Sauf qu’on en parle de plus en plus. Au point même de créer une série documentaire Netflix à ce sujet. En 8 épisodes, David Ferrier voyage pour découvrir ce que le monde a de plus sombre à offrir. Le journaliste parle de son expérience comme de « vacances étranges avant de reprendre une vie monotone ». Et c’est peut-être ça, la meilleure définition.

 

Pourquoi faire du dark tourism ?

dark tourism sky clouds
Dire qu’on pourrait visiter la Tour Eiffel comme tout le monde.

Au-delà de simplement exister, le dark tourism a du succès. La demande est si forte qu’il existe maintenant des agences de voyage spécialisées. Auschwitz, dont on parlera beaucoup dans cet article, c’est 1 million de visiteurs annuels. Récemment, c’est la ville de Pripiat près du réacteur de Tchernobyl qui a vu ses visites exploser (sans mauvais jeu de mot), grâce à la série HBO.

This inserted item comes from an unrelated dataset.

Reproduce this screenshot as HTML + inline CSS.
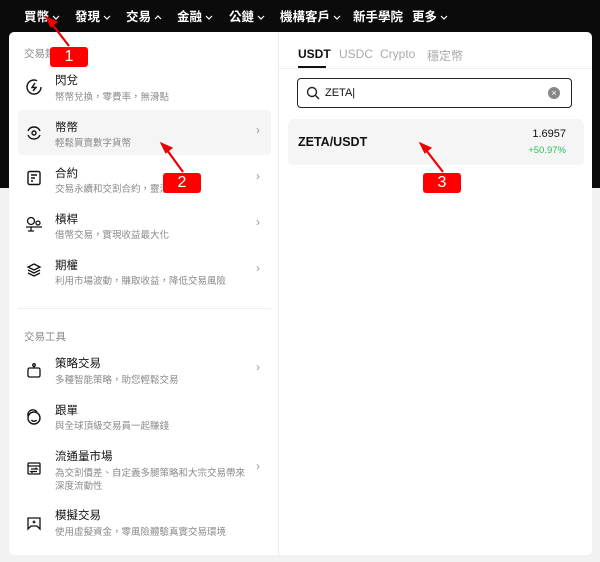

Les conséquences d’un tel essor ne sont pas forcément négatives. Le tourisme peut aider à reconstruire une ville détruite par une guerre ou une catastrophe naturelle. Certaines associations proposent des circuits touristiques dont les recettes servent (officiellement) à soutenir les victimes ou préserver le lieu. Le touriste voit alors sa soif de morbide excusée par son porte-monnaie.

Pourtant, les (bonnes) raisons ne manquent pas. Se recueillir quand on est un descendant des victimes. Côtoyer la mort pour se sentir vivant. Réfléchir à ce qu’on aurait fait à la place de la victime (ou du bourreau). Exercer un devoir de mémoire. Éduquer les plus jeunes. Exprimer son respect.

Certains ont des raisons plus discutables. Assouvir une obsession pour la mort. Être au plus près du drame. Se rassurer sur ses propres privilèges. Profiter d’une poussée d’adrénaline en mettant sa vie (ou celle des autres) en danger. Partager des images choquantes de son séjour. Sortir de la routine. Pouvoir dire « j’y suis allé ».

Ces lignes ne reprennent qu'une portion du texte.